The gruesome 2012 disaster in Port Said when crowd violence and conspicuously poor policing led to 72 fans, many of them Ahlawy members, dying, highlighted the tension between these groups and the state. At the time, Al Ahly’s ultras issued a statement saying the incident showed how Egypt’s interim military rulers wanted “to punish us and execute us for our participation in the revolution against suppression.”

A government-ordered ban on fans attending matches was just lifted this year, but it’s likely to be reimposed after the latest violence.

There are differing views on the politics of Egypt’s ultras, which can be loosely described as anti-establishment if not outright anarchist. Many come from humble, working-class origins but not all.

Like their equivalents in Europe, the ultras are often described in the media and by figures in power as hooligans, looking to stir senseless trouble. Some regime loyalists have attempted to paint them as a front for the now-outlawed Muslim Brotherhood — a claim that speaks less of the soccer fans’ Islamist leanings than it does of the climate of repression currently in place in Egypt.

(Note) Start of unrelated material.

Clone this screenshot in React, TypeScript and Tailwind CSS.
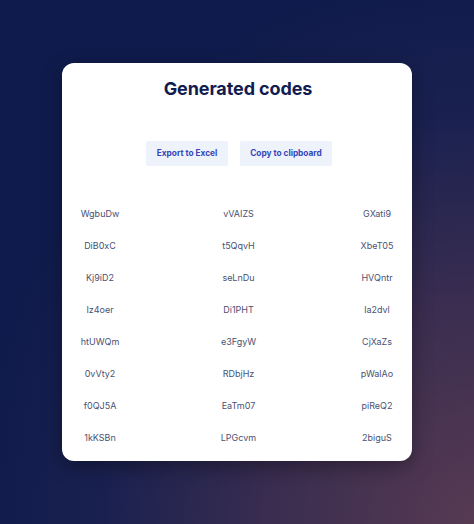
import React from "react";

const codes = [
  ["WgbuDw", "vVAIZS", "GXati9"],
  ["DiB0xC", "t5QqvH", "XbeT05"],
  ["Kj9iD2", "seLnDu", "HVQntr"],
  ["Iz4oer", "Di1PHT", "la2dvl"],
  ["htUWQm", "e3FgyW", "CjXaZs"],
  ["0vVty2", "RDbjHz", "pWalAo"],
  ["f0QJ5A", "EaTm07", "piReQ2"],
  ["1kKSBn", "LPGcvm", "2biguS"],
];

export default function App() {
  return (
    <div
      className="w-[474px] h-[524px] flex items-center justify-center bg-[#0f1b4c] bg-[radial-gradient(ellipse_at_100%_100%,#573a52_0%,#3a2d50_30%,#1a2150_55%,transparent_75%)]"
      style={{ fontFamily: "Inter, 'Noto Sans', sans-serif" }}
    >
      <div className="w-[350px] h-[398px] bg-white rounded-[12px] shadow-[0_6px_20px_rgba(0,0,0,0.35)] flex flex-col items-center pt-[14px]">
        <h1 className="text-[18px] leading-[24px] font-bold text-[#121c4f] tracking-[-0.1px] ml-[2px]">
          Generated codes
        </h1>
        <div className="flex gap-[12px] mt-[40px] ml-[4px]">
          <button className="h-[25px] w-[82px] bg-[#eef2fb] rounded-[2px] text-[8.3px] font-bold text-[#3447b8]">
            Export to Excel
          </button>
          <button className="h-[25px] w-[92px] bg-[#eef2fb] rounded-[2px] text-[8.3px] font-bold text-[#3447b8]">
            Copy to clipboard
          </button>
        </div>
        <div className="w-full mt-[32px] pl-[18px] pr-[15px] flex flex-col">
          {codes.map((row, i) => (
            <div key={i} className="h-[32px] flex items-center justify-between">
              {row.map((c) => (
                <div key={c} className="w-[40px] flex justify-center">
                  <span className="whitespace-nowrap text-[9px] text-[#4a5172]">{c}</span>
                </div>
              ))}
            </div>
          ))}
        </div>
      </div>
    </div>
  );
}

Al Ahly and Zamalek are Egypt’s two biggest teams and the clubs are veritable national institutions; their top executives often are closely linked with the country’s governing status quo. Zamalek President Mortada Mansour, a Mubarak-era official now allied with Egypt’s President Abdel Fattah al-Sissi, has spent much of the past year trying to get the White Knights listed as a terror organisation.

White Knight ultras had stormed Zamalek’s club last August, calling on Mansour’s resignation. Twenty members of the group were sentenced to several years in prison last month. The group has labeled Mansour “the regime’s dog”.

Egypt is hardly the only country with a culture of ultras; the Egyptian strain has largely been borrowed from countries like Italy and Serbia. Ultra groups exist across southern and eastern Europe, sometimes representing the far-fringes of the political spectrum.

But amid Egypt’s polarised politics, where the powers-that-be have been cracking down on dissent, the die-hard ultras play an increasingly important role. As the tragic scenes this weekend make all too clear, soccer in Egypt is about much more than just a game.